### WHAT THE TASK REQUIRES
Exact reproduction of the data is required, with images excluded.

Records
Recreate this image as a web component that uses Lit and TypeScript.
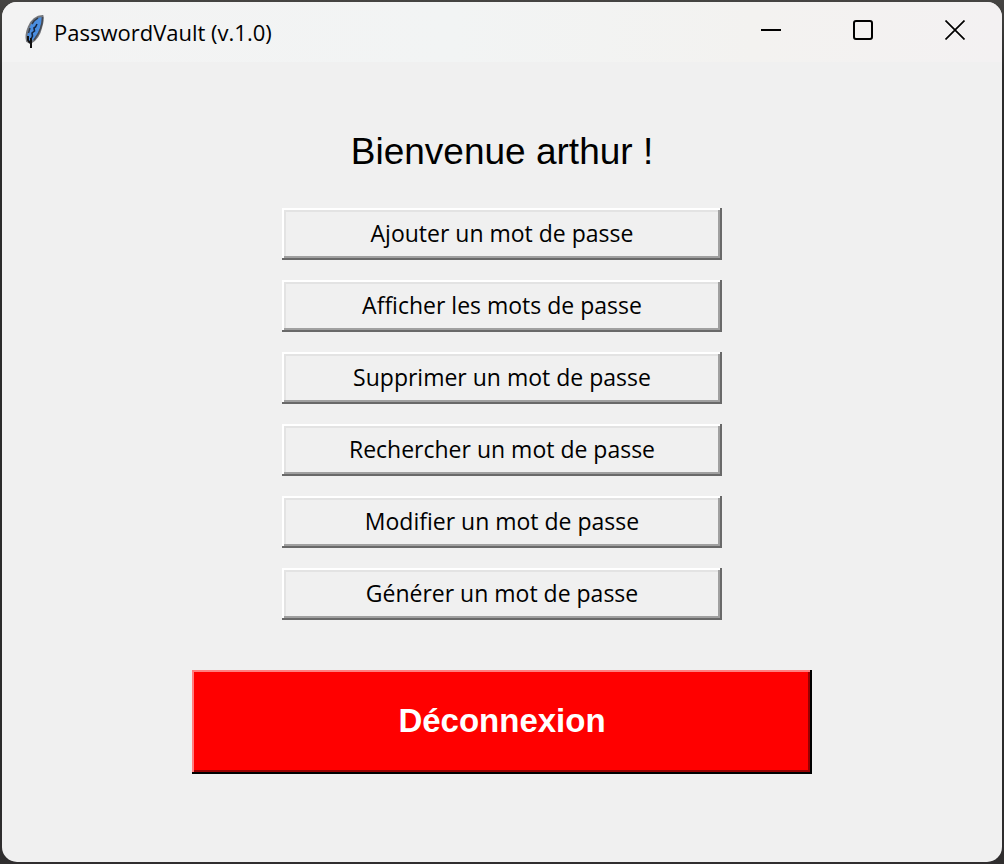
import { LitElement, html, css } from "lit";
import { customElement, property } from "lit/decorators.js";

@customElement("window-bar")
class WindowBar extends LitElement {
  @property() heading = "";

  static styles = css`
    :host {
      display: block;
    }
    .bar {
      display: flex;
      align-items: center;
      height: 60px;
      padding: 0 1px 0 20px;
      background: linear-gradient(90deg, #f3f3f3, #f2f4f4 45%, #f3f2f0 75%, #f3f1f2);
    }
    .feather {
      width: 24px;
      height: 36px;
      margin-right: 8px;
      flex: none;
    }
    .heading {
      flex: 1;
      font: 400 22px/32px "Open Sans", "Noto Sans", sans-serif;
      color: #000;
      white-space: nowrap;
    }
    .controls {
      display: flex;
      align-self: stretch;
    }
    .control {
      display: grid;
      place-items: center;
      width: 92px;
      height: 56px;
      padding: 0;
      border: 0;
      background: none;
      color: #000;
    }
    .glyph {
      width: 20px;
      height: 20px;
      fill: none;
      stroke: currentColor;
      stroke-width: 2;
    }
  `;

  render() {
    return html`
      <header class="bar">
        <svg class="feather" viewBox="0 0 24 36" aria-hidden="true">
          <path d="M20.500 2 C15 2 9 6.500 6.500 13.500 C4.500 18.500 4 23 5 27 L8.500 29 C13.500 26 17.500 21 19 14 C20.500 9 21.500 5 20.500 2Z" fill="#4a8ee0" stroke="#74777d" stroke-width="2"/>
          <path d="M20.500 3 L20 9 L18.500 14.500 L16 20 L12 26" fill="none" stroke="#454a54" stroke-width="1.500"/>
          <path d="M16 4 L12 7 L10 10 M8 14 L6.500 19" fill="none" stroke="#333a46" stroke-width="1.500"/>
          <path d="M15 10 L13.500 13 L12 14 L12.500 17 L10 19 L10.500 22 L9 25" fill="none" stroke="#14243f" stroke-width="1.600"/>
          <path d="M6 22 V26 L8 29 M9 24 V34" fill="none" stroke="#111" stroke-width="2"/>
        </svg>
        <span class="heading">${this.heading}</span>
        <div class="controls">
          <button class="control" type="button" aria-label="Réduire">
            <svg class="glyph" viewBox="0 0 20 20"><path d="M0 10H20" /></svg>
          </button>
          <button class="control" type="button" aria-label="Agrandir">
            <svg class="glyph" viewBox="0 0 20 20"><rect x="1" y="1" width="18" height="18" rx="2" /></svg>
          </button>
          <button class="control" type="button" aria-label="Fermer">
            <svg class="glyph" viewBox="0 0 20 20"><path d="M.5 .5L19.500 19.500M19.500 .5L.5 19.500" stroke-width="1.700" /></svg>
          </button>
        </div>
      </header>
    `;
  }
}

@customElement("app-root")
class AppRoot extends LitElement {
  private actions = [
    "Ajouter un mot de passe",
    "Afficher les mots de passe",
    "Supprimer un mot de passe",
    "Rechercher un mot de passe",
    "Modifier un mot de passe",
    "Générer un mot de passe",
  ];

  static styles = css`
    :host {
      display: flex;
      box-sizing: border-box;
      min-height: 100vh;
      padding: 2px;
      background: linear-gradient(#454442, #2b2b2b 8%, #2b2b2b 92%, #302e2f);
    }
    .window {
      flex: 1;
      min-width: 0;
      border-radius: 15px;
      overflow: hidden;
      background: #f0f0f0;
    }
    .content {
      display: flex;
      flex-direction: column;
      align-items: center;
      padding: 64px 20px 40px;
    }
    .welcome {
      margin: 0 0 30px;
      font: 400 37px/52px "Liberation Sans", Arial, sans-serif;
      color: #000;
    }
    .actions {
      display: flex;
      flex-direction: column;
      gap: 20px;
      width: 100%;
      max-width: 440px;
    }
    .action,
    .logout {
      border: 0;
      border-radius: 0;
      padding: 0 8px 2px;
    }
    .action {
      height: 52px;
      background: #f0f0f0;
      color: #000;
      font: 400 23px/32px "Open Sans", "Noto Sans", sans-serif;
      font-variant-ligatures: none;
      box-shadow:
        inset -2px -2px #696969,
        inset 2px 2px #ffffff,
        inset -4px -4px #a0a0a0,
        inset 4px 4px #e3e3e3;
    }
    .logout {
      width: 100%;
      max-width: 620px;
      height: 104px;
      margin-top: 50px;
      background: #ff0000;
      color: #fff;
      font: 700 33px/40px "Liberation Sans", Arial, sans-serif;
      box-shadow:
        inset -2px -2px #000000,
        inset 2px 2px #ff7f7f,
        inset -4px -4px #990000;
    }
  `;

  render() {
    return html`
      <div class="window">
        <window-bar heading="PasswordVault (v.1.0)"></window-bar>
        <main class="content">
          <h1 class="welcome">Bienvenue arthur !</h1>
          <nav class="actions">
            ${this.actions.map((label) => html`<button class="action" type="button">${label}</button>`)}
          </nav>
          <button class="logout" type="button">Déconnexion</button>
        </main>
      </div>
    `;
  }
}
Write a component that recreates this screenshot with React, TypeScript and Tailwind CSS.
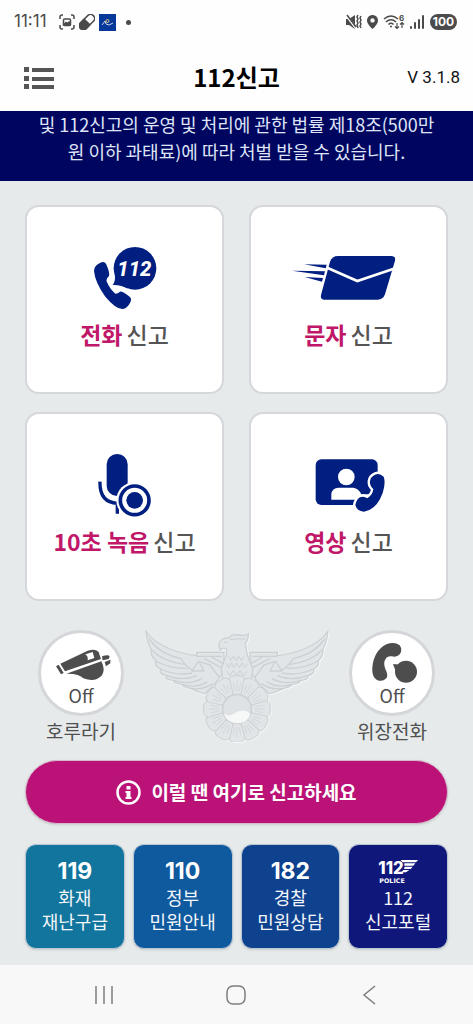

### RESPONSE TO THIS TASK
Recreate this image as a web component that uses Lit and TypeScript.
import { LitElement, html, css } from "lit";
import { customElement, property } from "lit/decorators.js";

@customElement("window-bar")
class WindowBar extends LitElement {
  @property() heading = "";

  static styles = css`
    :host {
      display: block;
    }
    .bar {
      display: flex;
      align-items: center;
      height: 60px;
      padding: 0 1px 0 20px;
      background: linear-gradient(90deg, #f3f3f3, #f2f4f4 45%, #f3f2f0 75%, #f3f1f2);
    }
    .feather {
      width: 24px;
      height: 36px;
      margin-right: 8px;
      flex: none;
    }
    .heading {
      flex: 1;
      font: 400 22px/32px "Open Sans", "Noto Sans", sans-serif;
      color: #000;
      white-space: nowrap;
    }
    .controls {
      display: flex;
      align-self: stretch;
    }
    .control {
      display: grid;
      place-items: center;
      width: 92px;
      height: 56px;
      padding: 0;
      border: 0;
      background: none;
      color: #000;
    }
    .glyph {
      width: 20px;
      height: 20px;
      fill: none;
      stroke: currentColor;
      stroke-width: 2;
    }
  `;

  render() {
    return html`
      <header class="bar">
        <svg class="feather" viewBox="0 0 24 36" aria-hidden="true">
          <path d="M20.500 2 C15 2 9 6.500 6.500 13.500 C4.500 18.500 4 23 5 27 L8.500 29 C13.500 26 17.500 21 19 14 C20.500 9 21.500 5 20.500 2Z" fill="#4a8ee0" stroke="#74777d" stroke-width="2"/>
          <path d="M20.500 3 L20 9 L18.500 14.500 L16 20 L12 26" fill="none" stroke="#454a54" stroke-width="1.500"/>
          <path d="M16 4 L12 7 L10 10 M8 14 L6.500 19" fill="none" stroke="#333a46" stroke-width="1.500"/>
          <path d="M15 10 L13.500 13 L12 14 L12.500 17 L10 19 L10.500 22 L9 25" fill="none" stroke="#14243f" stroke-width="1.600"/>
          <path d="M6 22 V26 L8 29 M9 24 V34" fill="none" stroke="#111" stroke-width="2"/>
        </svg>
        <span class="heading">${this.heading}</span>
        <div class="controls">
          <button class="control" type="button" aria-label="Réduire">
            <svg class="glyph" viewBox="0 0 20 20"><path d="M0 10H20" /></svg>
          </button>
          <button class="control" type="button" aria-label="Agrandir">
            <svg class="glyph" viewBox="0 0 20 20"><rect x="1" y="1" width="18" height="18" rx="2" /></svg>
          </button>
          <button class="control" type="button" aria-label="Fermer">
            <svg class="glyph" viewBox="0 0 20 20"><path d="M.5 .5L19.500 19.500M19.500 .5L.5 19.500" stroke-width="1.700" /></svg>
          </button>
        </div>
      </header>
    `;
  }
}

@customElement("app-root")
class AppRoot extends LitElement {
  private actions = [
    "Ajouter un mot de passe",
    "Afficher les mots de passe",
    "Supprimer un mot de passe",
    "Rechercher un mot de passe",
    "Modifier un mot de passe",
    "Générer un mot de passe",
  ];

  static styles = css`
    :host {
      display: flex;
      box-sizing: border-box;
      min-height: 100vh;
      padding: 2px;
      background: linear-gradient(#454442, #2b2b2b 8%, #2b2b2b 92%, #302e2f);
    }
    .window {
      flex: 1;
      min-width: 0;
      border-radius: 15px;
      overflow: hidden;
      background: #f0f0f0;
    }
    .content {
      display: flex;
      flex-direction: column;
      align-items: center;
      padding: 64px 20px 40px;
    }
    .welcome {
      margin: 0 0 30px;
      font: 400 37px/52px "Liberation Sans", Arial, sans-serif;
      color: #000;
    }
    .actions {
      display: flex;
      flex-direction: column;
      gap: 20px;
      width: 100%;
      max-width: 440px;
    }
    .action,
    .logout {
      border: 0;
      border-radius: 0;
      padding: 0 8px 2px;
    }
    .action {
      height: 52px;
      background: #f0f0f0;
      color: #000;
      font: 400 23px/32px "Open Sans", "Noto Sans", sans-serif;
      font-variant-ligatures: none;
      box-shadow:
        inset -2px -2px #696969,
        inset 2px 2px #ffffff,
        inset -4px -4px #a0a0a0,
        inset 4px 4px #e3e3e3;
    }
    .logout {
      width: 100%;
      max-width: 620px;
      height: 104px;
      margin-top: 50px;
      background: #ff0000;
      color: #fff;
      font: 700 33px/40px "Liberation Sans", Arial, sans-serif;
      box-shadow:
        inset -2px -2px #000000,
        inset 2px 2px #ff7f7f,
        inset -4px -4px #990000;
    }
  `;

  render() {
    return html`
      <div class="window">
        <window-bar heading="PasswordVault (v.1.0)"></window-bar>
        <main class="content">
          <h1 class="welcome">Bienvenue arthur !</h1>
          <nav class="actions">
            ${this.actions.map((label) => html`<button class="action" type="button">${label}</button>`)}
          </nav>
          <button class="logout" type="button">Déconnexion</button>
        </main>
      </div>
    `;
  }
}
Write a component that recreates this screenshot with React, TypeScript and Tailwind CSS.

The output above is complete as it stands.